Hollywood – An Ongoing History of Violence



After spending many weeks consumed by planning to move, moving, and unpacking, Seth and I are going out tonight, despite the cold, and catch a movie—but which one?  January begins the spring doldrums.  Holiday movies have gone out with the Christmas tree and Oscar candidates are still in the theatres, but we have seen all those.  Except for Beasts of the Southern Wild, which has only played in art houses, and Zero Dark Thirty, which Seth doesn’t want to see and which features torture as an interrogation technique.  What’s left is the bottom of the Hollywood barrel—movies so awful the studios are just trying to make back the production costs.  Horror (Mama), ridiculous comedy (Parental Guidance, A Haunted House, Movie 43) and violence.   

Gee, haven’t we had enough of violence lately?  

Here’s the rundown of what’s available in that genre: 
  •    Parker – . . . grindingly violent, a role that turns on inflicting—and suffering—pain.” Morgenstern, The Wall Street Journal
  •     Broken City Rated R for “pervasive language, some sexual content and violence”
  •    The Last Stand – Arnold Schwarzenegger with a big gun and semi-intelligible dialogue
  •    Gangster Squad – " Mr.
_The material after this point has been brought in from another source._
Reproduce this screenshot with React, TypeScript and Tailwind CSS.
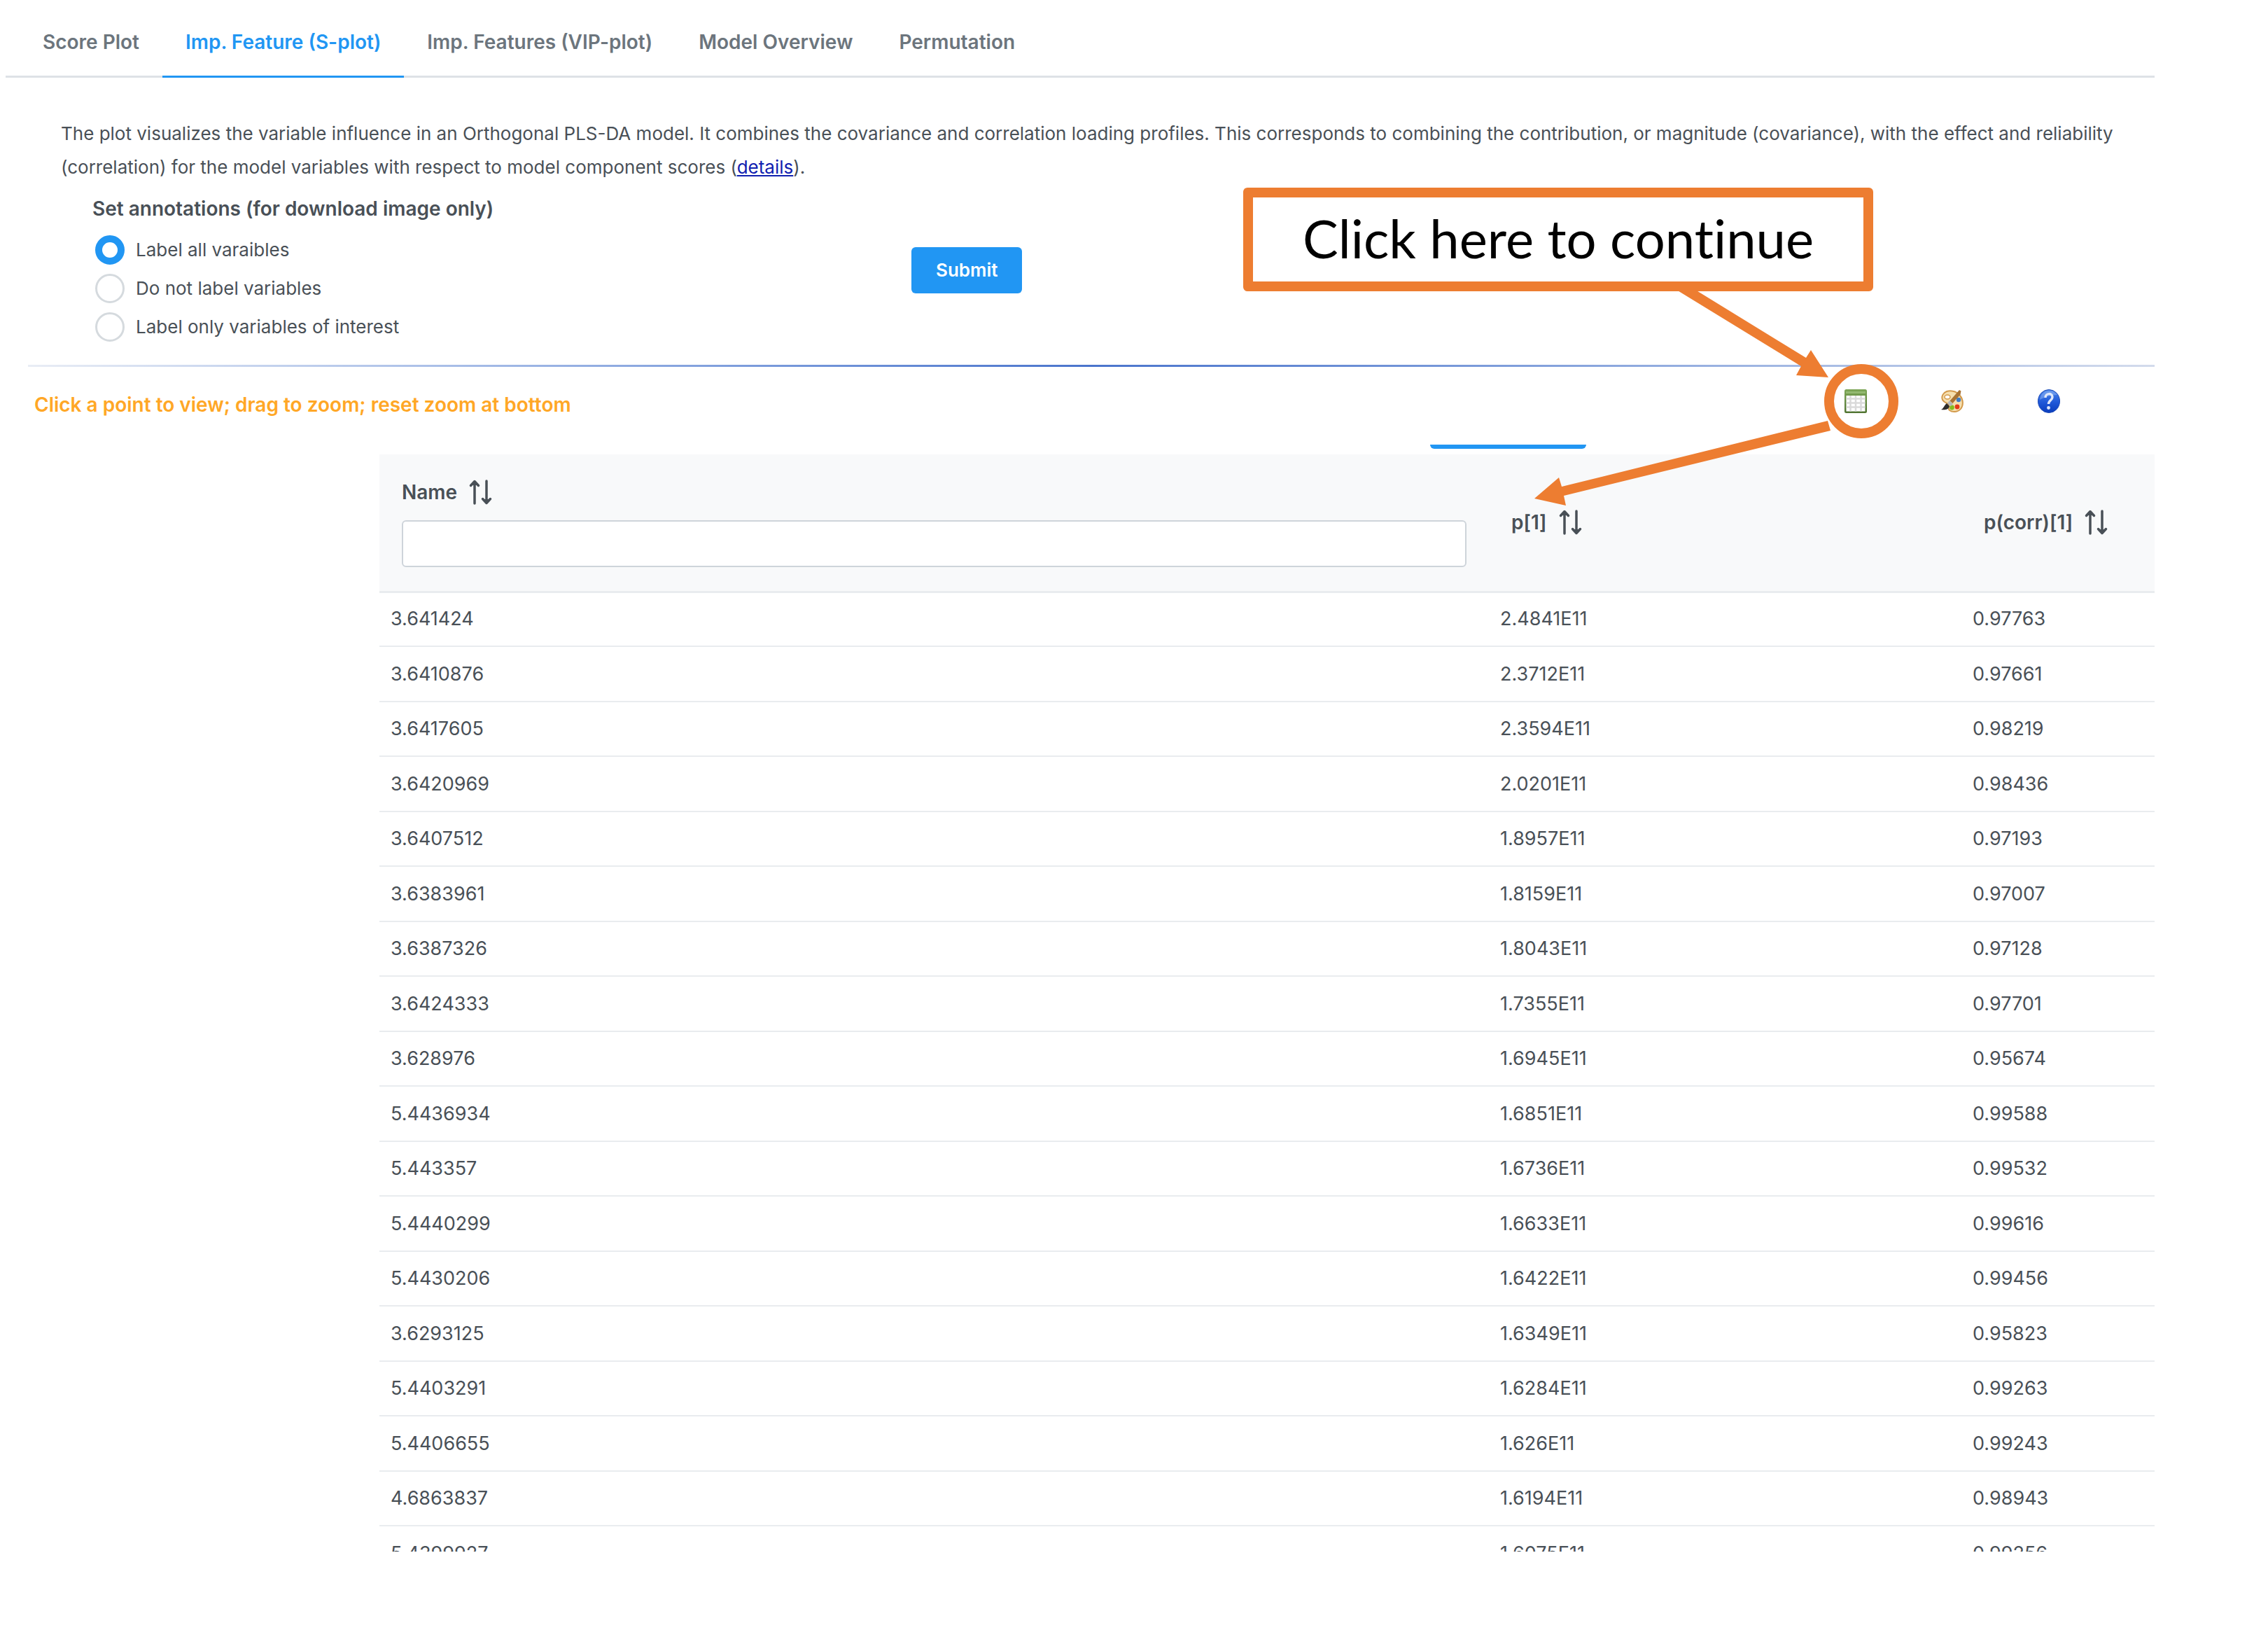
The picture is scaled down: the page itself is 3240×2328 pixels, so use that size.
import React, { useState } from "react";

const tabs = [
  "Score Plot",
  "Imp. Feature (S-plot)",
  "Imp. Features (VIP-plot)",
  "Model Overview",
  "Permutation",
];

const annotationModes = [
  "Label all varaibles",
  "Do not label variables",
  "Label only variables of interest",
];

const rows = [
  ["3.641424", "2.4841E11", "0.97763"],
  ["3.6410876", "2.3712E11", "0.97661"],
  ["3.6417605", "2.3594E11", "0.98219"],
  ["3.6420969", "2.0201E11", "0.98436"],
  ["3.6407512", "1.8957E11", "0.97193"],
  ["3.6383961", "1.8159E11", "0.97007"],
  ["3.6387326", "1.8043E11", "0.97128"],
  ["3.6424333", "1.7355E11", "0.97701"],
  ["3.628976", "1.6945E11", "0.95674"],
  ["5.4436934", "1.6851E11", "0.99588"],
  ["5.443357", "1.6736E11", "0.99532"],
  ["5.4440299", "1.6633E11", "0.99616"],
  ["5.4430206", "1.6422E11", "0.99456"],
  ["3.6293125", "1.6349E11", "0.95823"],
  ["5.4403291", "1.6284E11", "0.99263"],
  ["5.4406655", "1.626E11", "0.99243"],
  ["4.6863837", "1.6194E11", "0.98943"],
  ["5.4399927", "1.6075E11", "0.99256"],
];

function SortIcon() {
  return (
    <svg
      viewBox="0 0 34 36"
      className="h-9 w-[34px]"
      fill="none"
      stroke="currentColor"
      strokeWidth="3.500"
      strokeLinecap="round"
      strokeLinejoin="round"
      aria-hidden="true"
    >
      <path d="M9 34V3M3.500 8.500L9 2.500l5.500 6" />
      <path d="M26 2v31M20.500 27.500L26 33.500l5.500-6" />
      <path d="M5.500 8L9 4l3.500 4zM22.500 28L26 32l3.500-4z" fill="currentColor" stroke="none" />
    </svg>
  );
}

function TableIcon() {
  return (
    <svg viewBox="0 0 32 34" className="h-[34px] w-8" aria-hidden="true">
      <defs>
        <linearGradient id="sheet" x1="0" y1="0" x2="0" y2="1">
          <stop offset="0" stopColor="#7da657" />
          <stop offset="1" stopColor="#4f7330" />
        </linearGradient>
      </defs>
      <rect width="32" height="34" rx="2.500" fill="url(#sheet)" />
      <rect x="2" y="3" width="28" height="3" fill="#93b971" />
      <rect x="2.500" y="9" width="27" height="22.500" fill="#fff" />
      <path
        d="M8.500 9v22.500M16 9v22.500M23.500 9v22.500M2.500 13.500h27M2.500 19.500h27M2.500 25.500h27"
        stroke="#dadada"
        strokeWidth="2.500"
      />
    </svg>
  );
}

function PaletteIcon() {
  return (
    <svg viewBox="0 0 32 34" className="h-[34px] w-8" aria-hidden="true">
      <path
        d="M8 3C14 1 23 3 27 9c5 6 5 14 1 19-4 5-12 5-16 2-3-3 0-6-2-9-2-2-6-2-8-6C0 10 3 5 8 3z"
        fill="#f6dfae"
        stroke="#d39a4c"
        strokeWidth="2"
      />
      <ellipse cx="9" cy="11" rx="4" ry="3" fill="#fff" stroke="#d39a4c" strokeWidth="1.500" />
      <circle cx="25" cy="15" r="3.200" fill="#3f7cc4" />
      <circle cx="23" cy="25" r="3.400" fill="#e23a17" />
      <circle cx="15.500" cy="26" r="3.400" fill="#86bc1e" />
      <path d="M26 1l2.500 1.500-1 5-11 12.500-4-3.500z" fill="#a87333" />
      <path d="M12 16l5 5-3 3-5-4z" fill="#b4b7bb" />
      <path d="M8 20l4 4c-1 5-7 6-12 5 4-2 4-6 8-9z" fill="#2d2d2d" />
    </svg>
  );
}

function HelpIcon() {
  return (
    <svg viewBox="0 0 32 34" className="h-[34px] w-8" aria-hidden="true">
      <defs>
        <linearGradient id="ball" x1="0" y1="0" x2="0" y2="1">
          <stop offset="0" stopColor="#4d86e8" />
          <stop offset="0.550" stopColor="#1f58d8" />
          <stop offset="1" stopColor="#0a3dbc" />
        </linearGradient>
      </defs>
      <ellipse cx="16" cy="17" rx="15.500" ry="16.500" fill="url(#ball)" stroke="#1f4cb8" />
      <path d="M3 15C4 6 10 2 17 2c5 0 9 3 11 6-9 0-18 3-25 7z" fill="#8fb5f5" opacity="0.500" />
      <path
        d="M11 12c0-7 10-7 10-1 0 5-5.500 4.500-5.500 10"
        fill="none"
        stroke="#dfe8fa"
        strokeWidth="3.500"
      />
      <circle cx="15.500" cy="26.500" r="2.400" fill="#dfe8fa" />
    </svg>
  );
}

function Callout() {
  return (
    <div className="pointer-events-none absolute top-0 right-0 h-[760px] w-[1480px]">
      <div className="absolute top-[268px] left-4 flex h-[148px] w-[900px] items-center justify-center rounded-md border-14 border-[#ed7d31] bg-white pb-1 font-[Lato,sans-serif] text-[76px] leading-none text-black [font-variant-ligatures:none]">
        Click here to continue
      </div>
      <svg viewBox="0 0 1480 760" className="absolute inset-0 h-full w-full" aria-hidden="true">
        <g fill="#ed7d31">
          <path d="M635 414L813 523L806 536L852 539L827 500L820 511L662 414Z" />
          <path d="M851 601L471 695L467 682L432 712L477 722L474 708L855 615Z" />
        </g>
        <circle cx="899" cy="573" r="46" fill="none" stroke="#ed7d31" strokeWidth="14" />
      </svg>
    </div>
  );
}

export default function App() {
  const [tab, setTab] = useState(1);
  const [mode, setMode] = useState(0);

  return (
    <div className="relative flex h-screen flex-col overflow-hidden bg-white pr-[5%] pb-28 font-[Inter,sans-serif] text-[27px] text-[#495057]">
      <nav
        className="ml-2 flex border-b-3 border-[#dee2e6] pl-5 text-[28px] font-semibold"
        role="tablist"
      >
        {tabs.map((name, i) => (
          <button
            key={name}
            role="tab"
            aria-selected={i === tab}
            onClick={() => setTab(i)}
            className={
              i === tab
                ? "-mb-[3px] border-b-3 border-[#2196f3] px-[33px] pt-10 pb-7 leading-10 text-[#2196f3]"
                : "-mb-[3px] border-b-3 border-transparent px-[33px] pt-10 pb-7 leading-10 text-[#6c757d]"
            }
          >
            {name}
          </button>
        ))}
      </nav>

      <p className="mt-14 ml-[87px] text-[26px] leading-[48px]">
        The plot visualizes the variable influence in an Orthogonal PLS-DA model. It combines the
        covariance and correlation loading profiles. This corresponds to combining the contribution,
        or magnitude (covariance), with the effect and reliability (correlation) for the model
        variables with respect to model component scores (
        <a href="#details" className="text-[#1020b0] underline">
          details
        </a>
        ).
      </p>

      <form
        className="mt-[15px] ml-[132px] flex items-center text-[26px] leading-10"
        onSubmit={(e) => e.preventDefault()}
      >
        <fieldset className="w-[1170px]">
          <legend className="mb-[11px] text-[28px] font-semibold">
            Set annotations (for download image only)
          </legend>
          {annotationModes.map((name, i) => (
            <label key={name} className="flex h-[55px] items-center gap-4 pl-1">
              <input
                type="radio"
                name="annotations"
                checked={i === mode}
                onChange={() => setMode(i)}
                className="size-[42px] appearance-none rounded-full border-3 border-[#d5dade] bg-white checked:border-10 checked:border-[#2196f3]"
              />
              {name}
            </label>
          ))}
        </fieldset>
        <button
          type="submit"
          className="h-[66px] rounded-md bg-[#2196f3] px-[35px] font-semibold text-white"
        >
          Submit
        </button>
      </form>

      <hr className="mt-[27px] ml-10 h-[3px] shrink-0 border-0 bg-linear-to-r from-[#e9edf5] via-[#4a74cc] to-[#d3dbec]" />

      <div className="ml-[49px] flex h-[111px] shrink-0 items-start pt-8 pr-[135px]">
        <p className="grow text-[28px] leading-11 font-semibold text-[#ffa726]">
          Click a point to view; drag to zoom; reset zoom at bottom
        </p>
        <div className="flex gap-[106px]">
          <button aria-label="View data table">
            <TableIcon />
          </button>
          <button aria-label="Edit colours">
            <PaletteIcon />
          </button>
          <button aria-label="Help">
            <HelpIcon />
          </button>
        </div>
      </div>

      <div className="ml-[542px] flex min-h-0 grow flex-col gap-2">
        <div className="ml-[59.2%] h-1.5 w-[223px] shrink-0 rounded-b-md bg-[#2196f3]" />
        <div className="min-h-0 grow overflow-hidden">
          <table className="w-full table-fixed border-collapse text-left">
            <colgroup>
              <col />
              <col className="w-[675px]" />
              <col className="w-[276px]" />
            </colgroup>
            <thead className="border-b-3 border-[#e9ecef] bg-[#f8f9fa] text-[28px]">
              <tr className="h-[196px]">
                <th className="px-8 font-semibold">
                  <div className="flex flex-col gap-5">
                    <label htmlFor="name-filter" className="flex items-center gap-4 leading-10">
                      Name <SortIcon />
                    </label>
                    <input
                      id="name-filter"
                      type="text"
                      className="h-[67px] w-full rounded-md border-2 border-[#ced4da] bg-white px-4 font-normal"
                    />
                  </div>
                </th>
                <th className="px-8 font-semibold">
                  <div className="flex items-center gap-4 leading-10">
                    p[1] <SortIcon />
                  </div>
                </th>
                <th className="pl-8 font-semibold">
                  <div className="flex items-center gap-4 leading-10">
                    p(corr)[1] <SortIcon />
                  </div>
                </th>
              </tr>
            </thead>
            <tbody>
              {rows.map((row) => (
                <tr key={row[0]} className="h-[78px] border-b-2 border-[#e9ecef] even:h-[79px]">
                  {row.map((value) => (
                    <td key={value} className="px-4 leading-10">
                      {value}
                    </td>
                  ))}
                </tr>
              ))}
            </tbody>
          </table>
        </div>
      </div>

      <Callout />
    </div>
  );
}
Penn's psychopathic monster is fun to watch when he's contemplating violence or unspeakable mutilation, but not when he's committing it. And an extraordinary amount of mayhem is committed, so much so that the movie's original opening last fall was delayed after the movie-theater massacre in Aurora, Colo.; some of the violence was dialed down (not all that much, to judge from what's still on screen), and a sequence depicting gunfire in a movie theater was relocated to a soundstage Chinatown.” Morgenstern, The Wall Street Journal
  •    Django Unchained – Racist violence in the Old West that’s “ferociously violent . . . blood-spattered . . .” Morgenstern, The Wall Street Journal
Sigh.  If we drive to Framingham and fight the crowds we can see The Impossible about the Indonesian tsunami.   

What’s coming up?  Well, there’s Bullet to the Head.  Now that title puts the violence right out there.  What is Hollywood thinking to release movies like this after multiple mass murders?  When is enough, enough?  Oh, right.  When people stop going to see them.  That would be us.

Thursday, January 24, 2013

New Year, New Initiatives



To keep moving on my goal of trying new things and looking forward, I am being creative.  This isn’t a brand new initiative: last year I did some contract work for VoltDB, and Firemon, consulted for The Durand, participated in a focus group, worked a fund-raising event for Lovin’ Spoonfuls food rescue, and visited our son in Alaska.  On Monday night, I joined in the Sauta Farm book group, where we discussed The Chaperone by Laura Moriarty, a book I enjoyed from start to finish.  The next read is The Warmth of Other Suns by Isabel Wilkerson, but I’m having trouble finding it at the library—and it’s a big book.  

Yesterday, I registered with Boston By Foot for the spring training course that will let me become a docent and lead tours. This is not a little thing: guides are “expected to complete a 6-week training course that includes lectures, field trips, written papers and even a final exam.”  So it’s commitment but I have wanted to do this for years and Kathy Vorse, who is on the board of BBF, has urged me to follow through.  Work got in the way, of course, but that’s not a problem now.   I have more outreach planned but that’s fodder for another day. 

In the meantime, I’m appreciating different opportunities.  Just being home has allowed me to watch things that I ordinarily would only catch in snippets on the news as I drove home from work.  Things like Monday’s presidential inauguration, yesterday’s testimony by Hillary Clinton on the Benghazi attack, President Obama’s press conference and the presentation of his 23 executive orders on gun security.   
  
Not only does trying new things make my next phase richer, they keep me from spending too much time by myself, talking to the cat.  Right now, Mystique is tucked up on Seth’s desk, pointedly ignoring me because I just gave her the morning pill.  Gaaakh!  I do talk to her more but I’m not sure what she understands.  She appears to like having the company, though.

Onward to today’s new things. The cold won't keep me in.

Wednesday, January 23, 2013

Starting The Next Phase of My Life

My friend Martha Schaefer has inspired me to start my own blog.  Although I intended to do it a long time ago, the challenges of downsizing ate up a lot of my time.  But now that's over, we're happily ensconced in our new home and it's time to start addressing the challenges of The Next Phase of my life. 

So far, it's working out well and I'm seeing new opportunities, opening up to new ideas, expanding my perceptions, and thinking more about my life, as opposed to my job, than I have ever had time to do before.  This is fun.  It's also exciting, sometimes scary, and sometimes quite unbelievable.  Is this really me?  Am I really not either working or looking for my next job?  Am I really living for good in this new and wonderful place?  How do I do this blog without falling into the GenY trap of It's All About Me?  Why am I letting the cat up on the table? 

So many questions, so little time.  But, as Yogi Berra once said, "You can observe a lot by just watching," so I'm going to start with observations and see where they take me.  But always looking forward.  Because, as another baseball great, Satchell Paige observed, "Don't look back.  Something might be gaining on you."  I hope you decide my observations are worth coming along for the ride.